Just Like Heaven by Suki Fleet
One rainy night in December, David helps a busker with pretty eyes get his stolen money back. He doesn’t imagine the strong attraction he feels is mutual. But after overcoming his shyness, David discovers Jess is definitely interested.
Jess just isn’t interested in anything but a one night stand. Or maybe two. Falling for David is definitely not part of his plan. But when David gets trapped in a snowstorm the night before Christmas Eve, Jess realises a night or two is never going to be enough.
Not Your Grandfather’s Magic by Kaje Harper
A month away from Zeb Crowe’s twenty-first birthday — just a month before the ceremony that will awaken his psychic heritage — Zeb’s grandfather predicts cryptically, “Hold your mind and heart ready, and something good will come to you.” Shortly afterward, Zeb meets Matt, a smart, gawky, unexpectedly appealing guy who might warm the lonely corners of his heart. But is Matt really the “something good” his grandfather predicted? And is it fair to get close to him, when very soon Zeb’s whole life will change? If Zeb’s dad wasn’t missing, or his grandfather wasn’t such an enigmatic old bastard, his path to love, or power, would be so much clearer.
Bottle Boys by Anyta Sunday
Benjamin Otto is a bottle of liquid luck. Good looks. Good brain. Whatever the challenge: good odds. Except, what happens when those odds change?

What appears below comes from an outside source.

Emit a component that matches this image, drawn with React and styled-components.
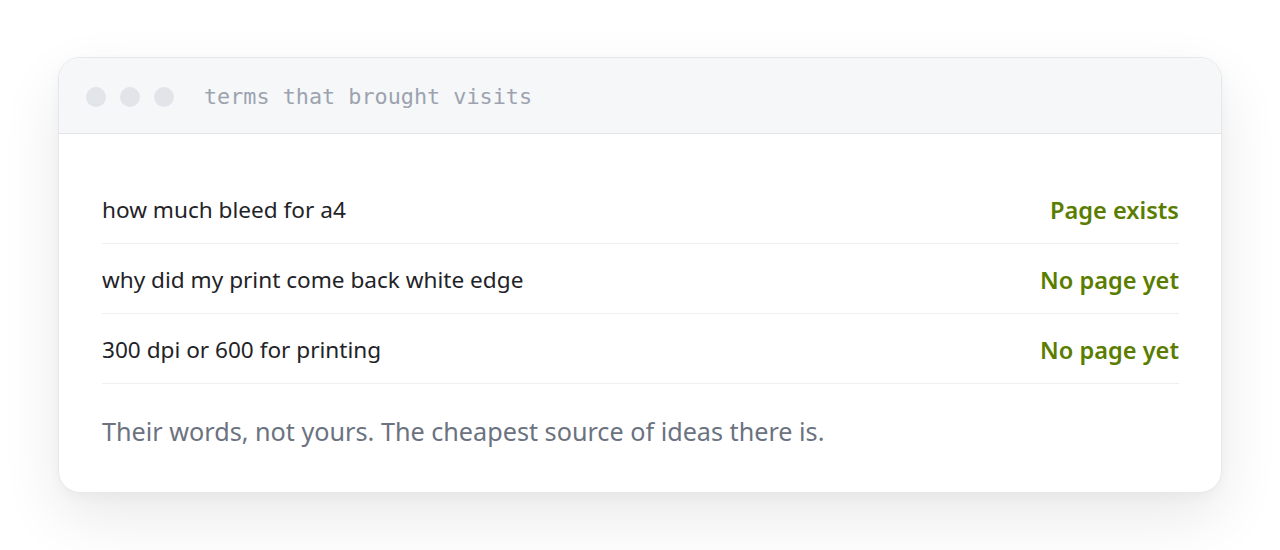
import React from 'react';
import styled, { createGlobalStyle } from 'styled-components';

const GlobalStyle = createGlobalStyle`
  body {
    margin: 0;
    background: #fff;
    font-family: "Noto Sans", "Open Sans", sans-serif;
  }
`;

const Page = styled.div`
  padding: 57px 58px;
  height: 550px;
  box-sizing: border-box;
`;

const Card = styled.div`
  background: #fff;
  border: 1px solid #e6e8eb;
  border-radius: 22px;
  overflow: hidden;
  box-shadow: 0 24px 60px rgba(0, 0, 0, 0.09), 0 4px 12px rgba(0, 0, 0, 0.03);
`;

const TitleBar = styled.div`
  display: flex;
  align-items: center;
  gap: 14px;
  height: 76px;
  padding: 2px 27px 0;
  box-sizing: border-box;
  background: #f6f7f9;
  border-bottom: 1px solid #e3e5e8;
`;

const Dot = styled.span`
  width: 20px;
  height: 20px;
  border-radius: 50%;
  background: #e1e4e8;
`;

const Title = styled.span`
  margin-left: 16px;
  font-family: "DejaVu Sans Mono", "Liberation Mono", monospace;
  font-size: 21.8px;
  color: #9ca3af;
`;

const Body = styled.div`
  padding: 40px 42px 44px 43px;
`;

const Row = styled.div`
  display: flex;
  justify-content: space-between;
  align-items: center;
  height: 70px;
  padding-top: 2px;
  box-sizing: border-box;
  border-bottom: 1px solid #eeeff1;
  font-size: 22.6px;
`;

const Term = styled.span`
  color: #1f2328;
`;

const Status = styled.span`
  color: #5a7d00;
  font-weight: 600;
  font-size: 23.6px;
`;

const Note = styled.p`
  margin: 30px 0 0;
  font-size: 25.2px;
  line-height: 34px;
  color: #6b7280;
`;

const rows = [
  ['how much bleed for a4', 'Page exists'],
  ['why did my print come back white edge', 'No page yet'],
  ['300 dpi or 600 for printing', 'No page yet'],
];

export default function App() {
  return (
    <Page>
      <GlobalStyle />
      <Card>
        <TitleBar>
          <Dot />
          <Dot />
          <Dot />
          <Title>terms that brought visits</Title>
        </TitleBar>
        <Body>
          {rows.map(([term, status]) => (
            <Row key={term}>
              <Term>{term}</Term>
              <Status>{status}</Status>
            </Row>
          ))}
          <Note>Their words, not yours. The cheapest source of ideas there is.</Note>
        </Body>
      </Card>
    </Page>
  );
}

Dad’s had enough bankrolling Ben and requests him to get a job. The challenge: make enough money to finance Christmas or face telling his little brother the holidays are dead.

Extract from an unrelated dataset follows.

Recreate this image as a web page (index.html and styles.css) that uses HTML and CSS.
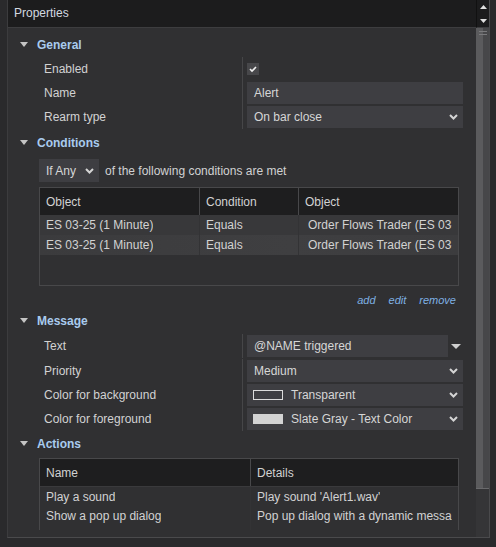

Then there’s Sebastian. The guy from his politics class who is always coming in second after him. The guy who steals Ben’s idea to collect bottles for quick cash. The guy who makes Ben wonder if any amount of luck will be enough to win him what he really wants…
Edited by Lenore DiTrani
Cover by KaNaXa
Proceeds will be donated to Lost-N-Found Youth , an Atlanta-based nonprofit corporation whose mission is to take homeless lesbian, gay, bisexual, and transgender youths to age 26 off the street and transition them into more permanent housing.